TASK STATEMENT: Leave out the pictures and repeat the rest of the material exactly.
** begin PROVIDED RECORDS **
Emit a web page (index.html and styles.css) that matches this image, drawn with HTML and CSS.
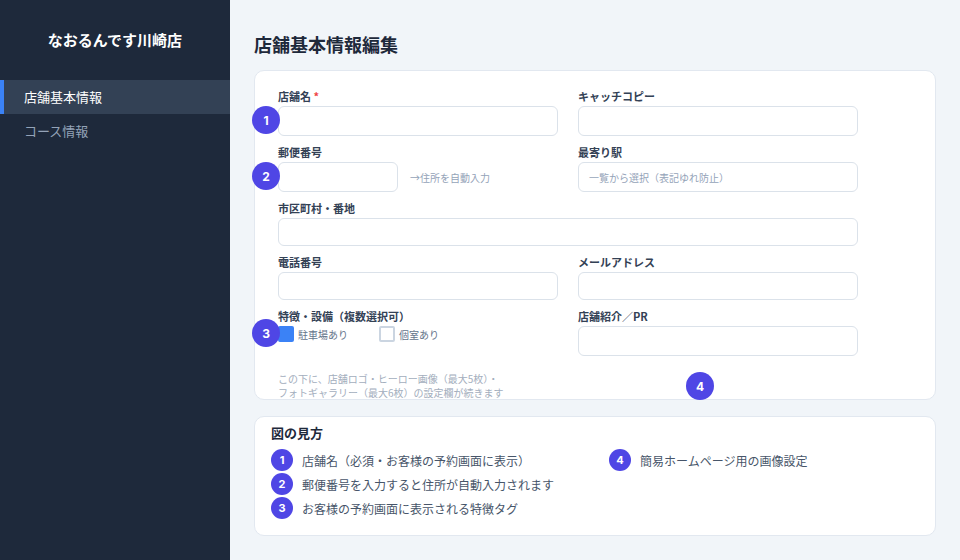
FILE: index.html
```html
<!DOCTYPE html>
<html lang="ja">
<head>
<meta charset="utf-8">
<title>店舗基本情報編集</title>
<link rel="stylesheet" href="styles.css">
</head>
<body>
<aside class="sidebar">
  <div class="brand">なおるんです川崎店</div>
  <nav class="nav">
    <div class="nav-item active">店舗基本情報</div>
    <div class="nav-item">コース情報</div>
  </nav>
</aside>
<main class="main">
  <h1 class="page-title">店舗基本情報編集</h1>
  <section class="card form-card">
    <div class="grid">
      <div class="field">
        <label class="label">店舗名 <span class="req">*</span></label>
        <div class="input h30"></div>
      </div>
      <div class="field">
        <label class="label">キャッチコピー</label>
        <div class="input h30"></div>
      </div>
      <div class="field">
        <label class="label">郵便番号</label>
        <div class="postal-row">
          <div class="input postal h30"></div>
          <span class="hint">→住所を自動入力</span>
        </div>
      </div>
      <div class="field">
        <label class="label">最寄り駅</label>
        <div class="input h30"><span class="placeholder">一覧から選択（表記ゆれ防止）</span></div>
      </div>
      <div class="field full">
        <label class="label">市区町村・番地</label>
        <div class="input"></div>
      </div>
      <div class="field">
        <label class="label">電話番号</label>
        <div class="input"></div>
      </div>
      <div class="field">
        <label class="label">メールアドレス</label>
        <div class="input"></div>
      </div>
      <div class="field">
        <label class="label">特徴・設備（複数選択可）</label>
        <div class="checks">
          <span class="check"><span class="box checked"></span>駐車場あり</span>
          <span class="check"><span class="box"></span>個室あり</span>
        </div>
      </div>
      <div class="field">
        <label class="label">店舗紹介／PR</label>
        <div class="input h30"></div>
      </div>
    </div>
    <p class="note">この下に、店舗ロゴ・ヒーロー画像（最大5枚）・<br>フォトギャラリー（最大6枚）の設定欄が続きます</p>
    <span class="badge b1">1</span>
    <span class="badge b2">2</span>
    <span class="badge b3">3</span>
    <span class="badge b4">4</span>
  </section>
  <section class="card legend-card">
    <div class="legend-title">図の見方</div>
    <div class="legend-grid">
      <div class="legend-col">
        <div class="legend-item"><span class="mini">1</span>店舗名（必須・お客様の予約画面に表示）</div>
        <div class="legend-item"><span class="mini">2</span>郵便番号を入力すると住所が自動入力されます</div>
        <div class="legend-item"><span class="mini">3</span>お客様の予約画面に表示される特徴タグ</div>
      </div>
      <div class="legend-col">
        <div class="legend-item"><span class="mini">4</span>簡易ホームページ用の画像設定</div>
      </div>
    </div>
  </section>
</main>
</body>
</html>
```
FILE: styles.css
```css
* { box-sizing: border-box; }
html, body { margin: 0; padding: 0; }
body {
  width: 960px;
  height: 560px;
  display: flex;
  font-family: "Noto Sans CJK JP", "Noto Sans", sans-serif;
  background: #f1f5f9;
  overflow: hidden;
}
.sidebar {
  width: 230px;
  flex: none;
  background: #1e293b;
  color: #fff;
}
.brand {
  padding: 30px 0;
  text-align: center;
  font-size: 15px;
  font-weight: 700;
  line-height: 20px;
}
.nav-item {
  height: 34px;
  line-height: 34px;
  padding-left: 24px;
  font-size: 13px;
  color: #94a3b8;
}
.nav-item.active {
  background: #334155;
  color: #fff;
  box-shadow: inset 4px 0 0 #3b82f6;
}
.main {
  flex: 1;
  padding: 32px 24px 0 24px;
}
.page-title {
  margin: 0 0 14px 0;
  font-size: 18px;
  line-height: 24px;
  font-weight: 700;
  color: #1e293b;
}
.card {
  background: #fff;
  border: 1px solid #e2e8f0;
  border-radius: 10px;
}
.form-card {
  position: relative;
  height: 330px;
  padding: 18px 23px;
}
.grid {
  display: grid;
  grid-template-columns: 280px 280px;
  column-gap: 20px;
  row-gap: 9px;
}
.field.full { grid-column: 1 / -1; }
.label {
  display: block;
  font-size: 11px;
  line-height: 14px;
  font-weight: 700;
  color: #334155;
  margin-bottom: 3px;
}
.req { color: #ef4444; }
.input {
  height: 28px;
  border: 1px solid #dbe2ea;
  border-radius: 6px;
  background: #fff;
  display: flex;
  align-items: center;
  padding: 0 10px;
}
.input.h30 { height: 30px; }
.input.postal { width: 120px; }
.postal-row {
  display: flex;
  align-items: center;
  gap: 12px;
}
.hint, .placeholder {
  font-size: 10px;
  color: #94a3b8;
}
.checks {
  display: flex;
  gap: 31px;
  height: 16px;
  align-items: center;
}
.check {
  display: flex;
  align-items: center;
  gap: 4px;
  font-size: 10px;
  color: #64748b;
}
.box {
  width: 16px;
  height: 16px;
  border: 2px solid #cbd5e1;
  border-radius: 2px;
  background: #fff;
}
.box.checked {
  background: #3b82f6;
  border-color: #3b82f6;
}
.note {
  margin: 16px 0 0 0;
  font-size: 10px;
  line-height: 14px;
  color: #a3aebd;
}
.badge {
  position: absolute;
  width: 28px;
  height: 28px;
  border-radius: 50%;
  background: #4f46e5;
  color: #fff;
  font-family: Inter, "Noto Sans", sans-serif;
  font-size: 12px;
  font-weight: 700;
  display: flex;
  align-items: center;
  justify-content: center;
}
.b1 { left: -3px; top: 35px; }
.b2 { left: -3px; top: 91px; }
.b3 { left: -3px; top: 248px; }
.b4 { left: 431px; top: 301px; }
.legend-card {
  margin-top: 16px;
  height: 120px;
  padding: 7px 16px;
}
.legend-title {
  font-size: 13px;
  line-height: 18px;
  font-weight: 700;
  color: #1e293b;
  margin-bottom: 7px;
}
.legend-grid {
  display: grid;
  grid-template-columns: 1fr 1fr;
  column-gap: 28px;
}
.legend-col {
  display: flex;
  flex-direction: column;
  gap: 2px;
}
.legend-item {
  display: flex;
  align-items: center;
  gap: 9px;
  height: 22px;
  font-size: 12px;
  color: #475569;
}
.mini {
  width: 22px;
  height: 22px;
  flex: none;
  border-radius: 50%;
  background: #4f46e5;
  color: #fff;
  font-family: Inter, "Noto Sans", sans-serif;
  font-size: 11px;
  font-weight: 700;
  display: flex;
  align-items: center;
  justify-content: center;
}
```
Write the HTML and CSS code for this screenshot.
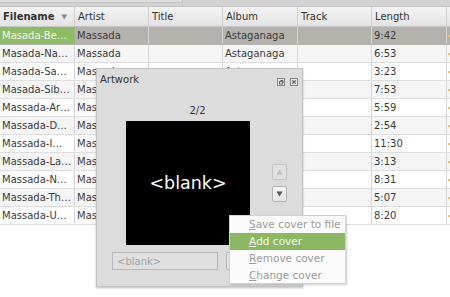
** end PROVIDED RECORDS **
SOLUTION TO THE PROBLEM:
Emit a web page (index.html and styles.css) that matches this image, drawn with HTML and CSS.
FILE: index.html
```html
<!DOCTYPE html>
<html lang="ja">
<head>
<meta charset="utf-8">
<title>店舗基本情報編集</title>
<link rel="stylesheet" href="styles.css">
</head>
<body>
<aside class="sidebar">
  <div class="brand">なおるんです川崎店</div>
  <nav class="nav">
    <div class="nav-item active">店舗基本情報</div>
    <div class="nav-item">コース情報</div>
  </nav>
</aside>
<main class="main">
  <h1 class="page-title">店舗基本情報編集</h1>
  <section class="card form-card">
    <div class="grid">
      <div class="field">
        <label class="label">店舗名 <span class="req">*</span></label>
        <div class="input h30"></div>
      </div>
      <div class="field">
        <label class="label">キャッチコピー</label>
        <div class="input h30"></div>
      </div>
      <div class="field">
        <label class="label">郵便番号</label>
        <div class="postal-row">
          <div class="input postal h30"></div>
          <span class="hint">→住所を自動入力</span>
        </div>
      </div>
      <div class="field">
        <label class="label">最寄り駅</label>
        <div class="input h30"><span class="placeholder">一覧から選択（表記ゆれ防止）</span></div>
      </div>
      <div class="field full">
        <label class="label">市区町村・番地</label>
        <div class="input"></div>
      </div>
      <div class="field">
        <label class="label">電話番号</label>
        <div class="input"></div>
      </div>
      <div class="field">
        <label class="label">メールアドレス</label>
        <div class="input"></div>
      </div>
      <div class="field">
        <label class="label">特徴・設備（複数選択可）</label>
        <div class="checks">
          <span class="check"><span class="box checked"></span>駐車場あり</span>
          <span class="check"><span class="box"></span>個室あり</span>
        </div>
      </div>
      <div class="field">
        <label class="label">店舗紹介／PR</label>
        <div class="input h30"></div>
      </div>
    </div>
    <p class="note">この下に、店舗ロゴ・ヒーロー画像（最大5枚）・<br>フォトギャラリー（最大6枚）の設定欄が続きます</p>
    <span class="badge b1">1</span>
    <span class="badge b2">2</span>
    <span class="badge b3">3</span>
    <span class="badge b4">4</span>
  </section>
  <section class="card legend-card">
    <div class="legend-title">図の見方</div>
    <div class="legend-grid">
      <div class="legend-col">
        <div class="legend-item"><span class="mini">1</span>店舗名（必須・お客様の予約画面に表示）</div>
        <div class="legend-item"><span class="mini">2</span>郵便番号を入力すると住所が自動入力されます</div>
        <div class="legend-item"><span class="mini">3</span>お客様の予約画面に表示される特徴タグ</div>
      </div>
      <div class="legend-col">
        <div class="legend-item"><span class="mini">4</span>簡易ホームページ用の画像設定</div>
      </div>
    </div>
  </section>
</main>
</body>
</html>
```
FILE: styles.css
```css
* { box-sizing: border-box; }
html, body { margin: 0; padding: 0; }
body {
  width: 960px;
  height: 560px;
  display: flex;
  font-family: "Noto Sans CJK JP", "Noto Sans", sans-serif;
  background: #f1f5f9;
  overflow: hidden;
}
.sidebar {
  width: 230px;
  flex: none;
  background: #1e293b;
  color: #fff;
}
.brand {
  padding: 30px 0;
  text-align: center;
  font-size: 15px;
  font-weight: 700;
  line-height: 20px;
}
.nav-item {
  height: 34px;
  line-height: 34px;
  padding-left: 24px;
  font-size: 13px;
  color: #94a3b8;
}
.nav-item.active {
  background: #334155;
  color: #fff;
  box-shadow: inset 4px 0 0 #3b82f6;
}
.main {
  flex: 1;
  padding: 32px 24px 0 24px;
}
.page-title {
  margin: 0 0 14px 0;
  font-size: 18px;
  line-height: 24px;
  font-weight: 700;
  color: #1e293b;
}
.card {
  background: #fff;
  border: 1px solid #e2e8f0;
  border-radius: 10px;
}
.form-card {
  position: relative;
  height: 330px;
  padding: 18px 23px;
}
.grid {
  display: grid;
  grid-template-columns: 280px 280px;
  column-gap: 20px;
  row-gap: 9px;
}
.field.full { grid-column: 1 / -1; }
.label {
  display: block;
  font-size: 11px;
  line-height: 14px;
  font-weight: 700;
  color: #334155;
  margin-bottom: 3px;
}
.req { color: #ef4444; }
.input {
  height: 28px;
  border: 1px solid #dbe2ea;
  border-radius: 6px;
  background: #fff;
  display: flex;
  align-items: center;
  padding: 0 10px;
}
.input.h30 { height: 30px; }
.input.postal { width: 120px; }
.postal-row {
  display: flex;
  align-items: center;
  gap: 12px;
}
.hint, .placeholder {
  font-size: 10px;
  color: #94a3b8;
}
.checks {
  display: flex;
  gap: 31px;
  height: 16px;
  align-items: center;
}
.check {
  display: flex;
  align-items: center;
  gap: 4px;
  font-size: 10px;
  color: #64748b;
}
.box {
  width: 16px;
  height: 16px;
  border: 2px solid #cbd5e1;
  border-radius: 2px;
  background: #fff;
}
.box.checked {
  background: #3b82f6;
  border-color: #3b82f6;
}
.note {
  margin: 16px 0 0 0;
  font-size: 10px;
  line-height: 14px;
  color: #a3aebd;
}
.badge {
  position: absolute;
  width: 28px;
  height: 28px;
  border-radius: 50%;
  background: #4f46e5;
  color: #fff;
  font-family: Inter, "Noto Sans", sans-serif;
  font-size: 12px;
  font-weight: 700;
  display: flex;
  align-items: center;
  justify-content: center;
}
.b1 { left: -3px; top: 35px; }
.b2 { left: -3px; top: 91px; }
.b3 { left: -3px; top: 248px; }
.b4 { left: 431px; top: 301px; }
.legend-card {
  margin-top: 16px;
  height: 120px;
  padding: 7px 16px;
}
.legend-title {
  font-size: 13px;
  line-height: 18px;
  font-weight: 700;
  color: #1e293b;
  margin-bottom: 7px;
}
.legend-grid {
  display: grid;
  grid-template-columns: 1fr 1fr;
  column-gap: 28px;
}
.legend-col {
  display: flex;
  flex-direction: column;
  gap: 2px;
}
.legend-item {
  display: flex;
  align-items: center;
  gap: 9px;
  height: 22px;
  font-size: 12px;
  color: #475569;
}
.mini {
  width: 22px;
  height: 22px;
  flex: none;
  border-radius: 50%;
  background: #4f46e5;
  color: #fff;
  font-family: Inter, "Noto Sans", sans-serif;
  font-size: 11px;
  font-weight: 700;
  display: flex;
  align-items: center;
  justify-content: center;
}
```
Write the HTML and CSS code for this screenshot.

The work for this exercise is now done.